Rejeté au sol et chassé dans les airs, l'albatros passe plus de temps à slalomer, à tenter de comprendre la plèbe, qu'à prendre les vents ascendants, à aspirer ses ennemis, à les convertir à la pureté des couches supérieures.
Il aimerait pourtant, expliquer, convaincre, entraîner. Qu'on l'écoute avec humilité et qu'on le croit. Qu'on croit, enfin, que chacun est capable de se faire pousser des ailes, peu à peu, avec persévérance. Qu'on croit qu'avec les ailes poussera le coeur, qu'il battra pour l'universel et la paix. Qu'on croit que les courbes des vols oublieront les angles droits, les esprits obtus et les cercles vicieux. Qu'on croit que chaque dessin ailé sera différent et complémentaire, individuel et fraternel, unique et partagé. Qu'on croit qu'à force de croiser les coups de plumes en l'air les liens se tisseront et le maillage, ainsi, tricotera un chandail collectif à la douceur insoupçonnée.

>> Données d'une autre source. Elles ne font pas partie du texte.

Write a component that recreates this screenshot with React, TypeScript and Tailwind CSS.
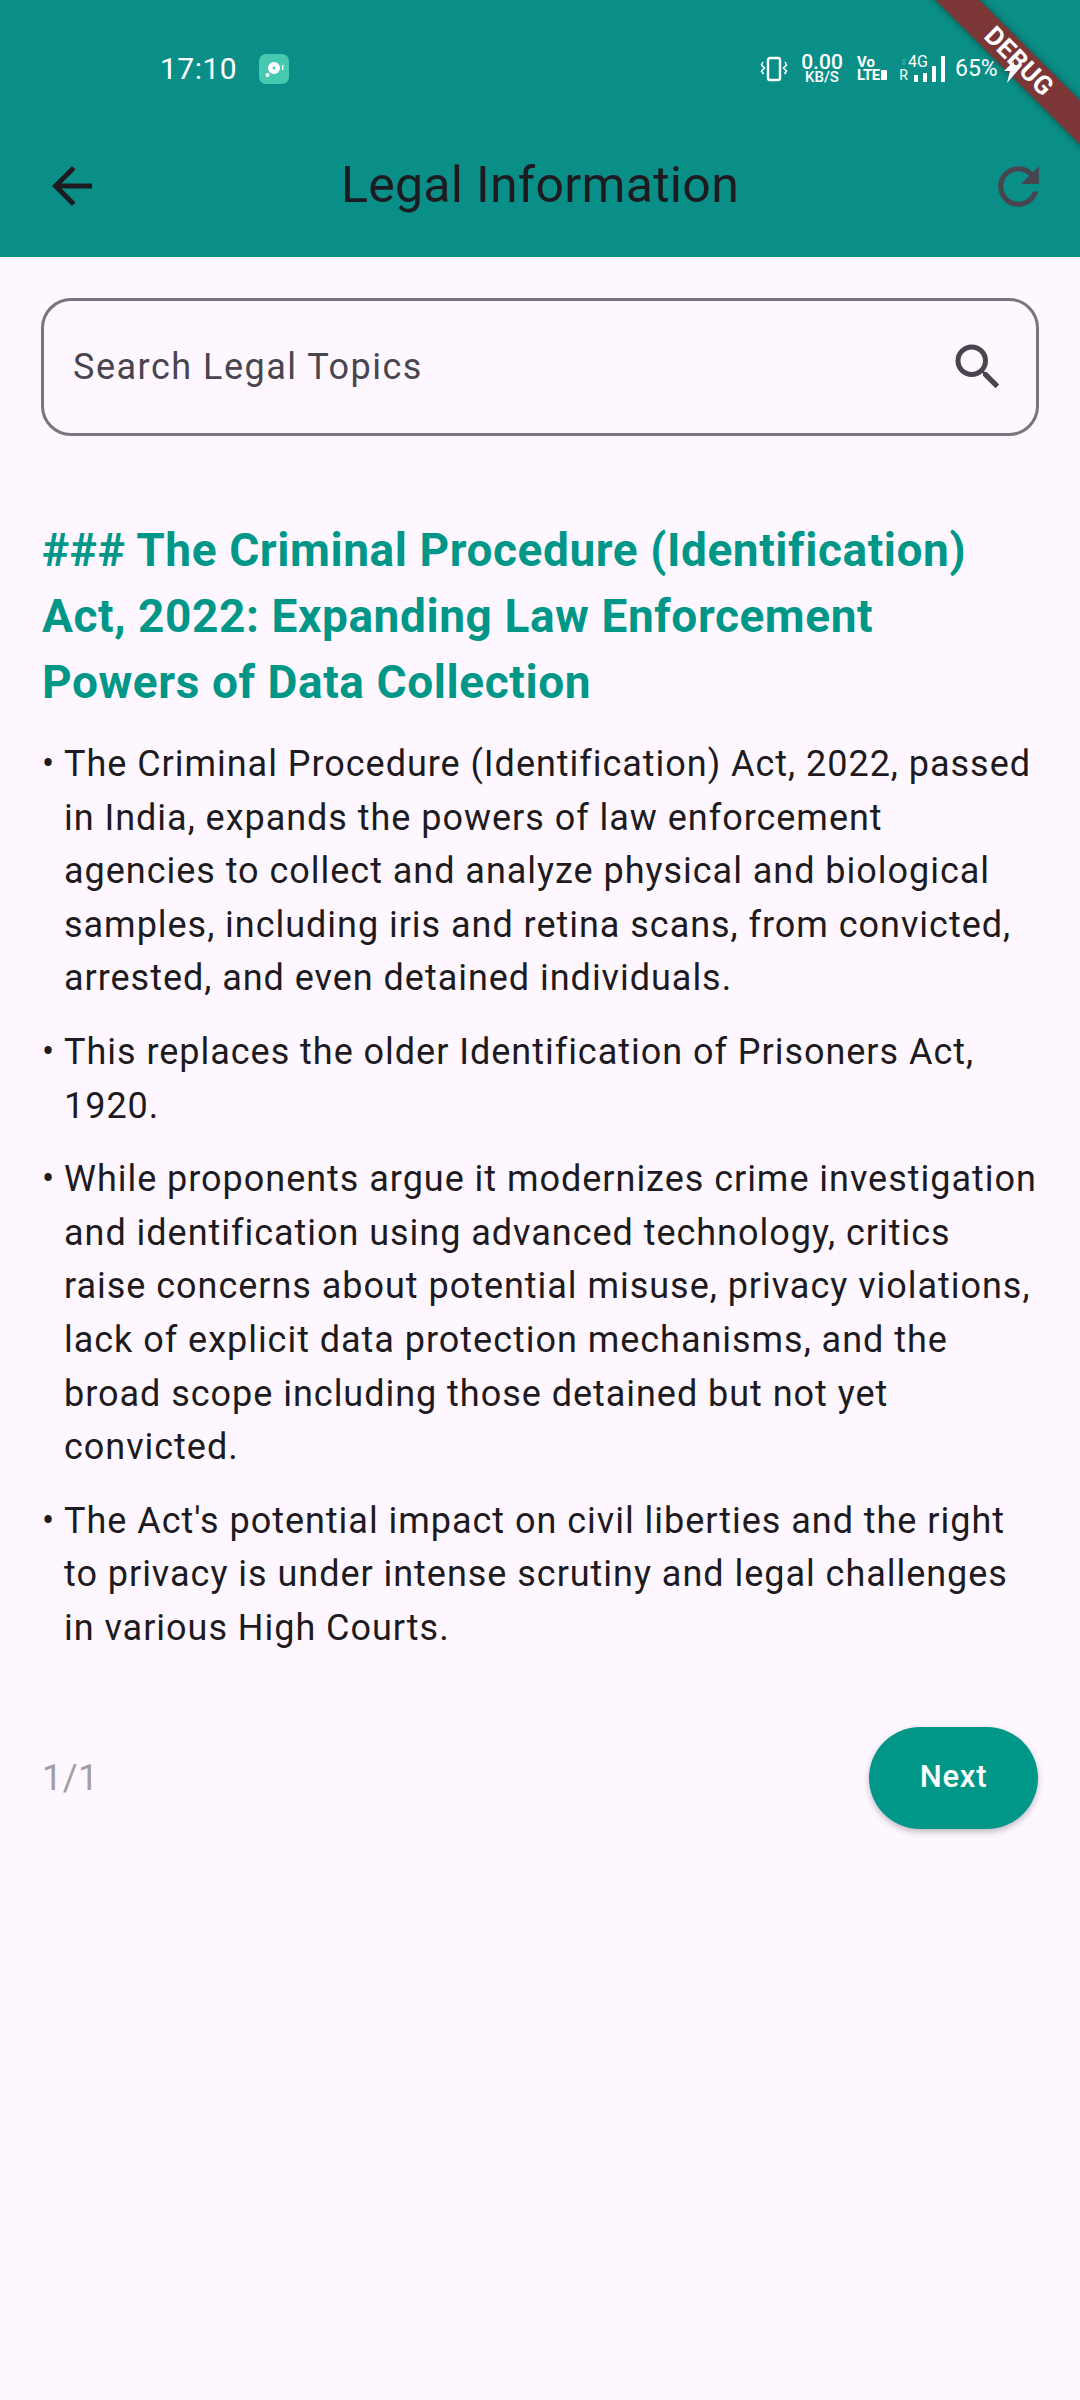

Mais l'albatros ne comprend pas que le rampant ne comprend pas. Et quand il le comprend, il ne comprend pas qu'il ne comprenne pas. Naïf et ambitieux, humble et courageux, il croit les autres identiques. Le chasseur d'albatros, lui, comprend que le coeur pur de l'oiseau sublime est une faiblesse à portée de fusil. L'albatros ne baisse jamais les ailes et tous les matins se dit que cette fois-ci, c'est la bonne, que c'est l'heure, que la nuit des souliers lourds leur a porté conseil, que leurs oreilles auront désormais le pavillon accueillant et la compréhension possible.
L'albatros embrasse le monde. Et le monde n'y comprend rien. Et pourtant, il n'est jamais trop tard.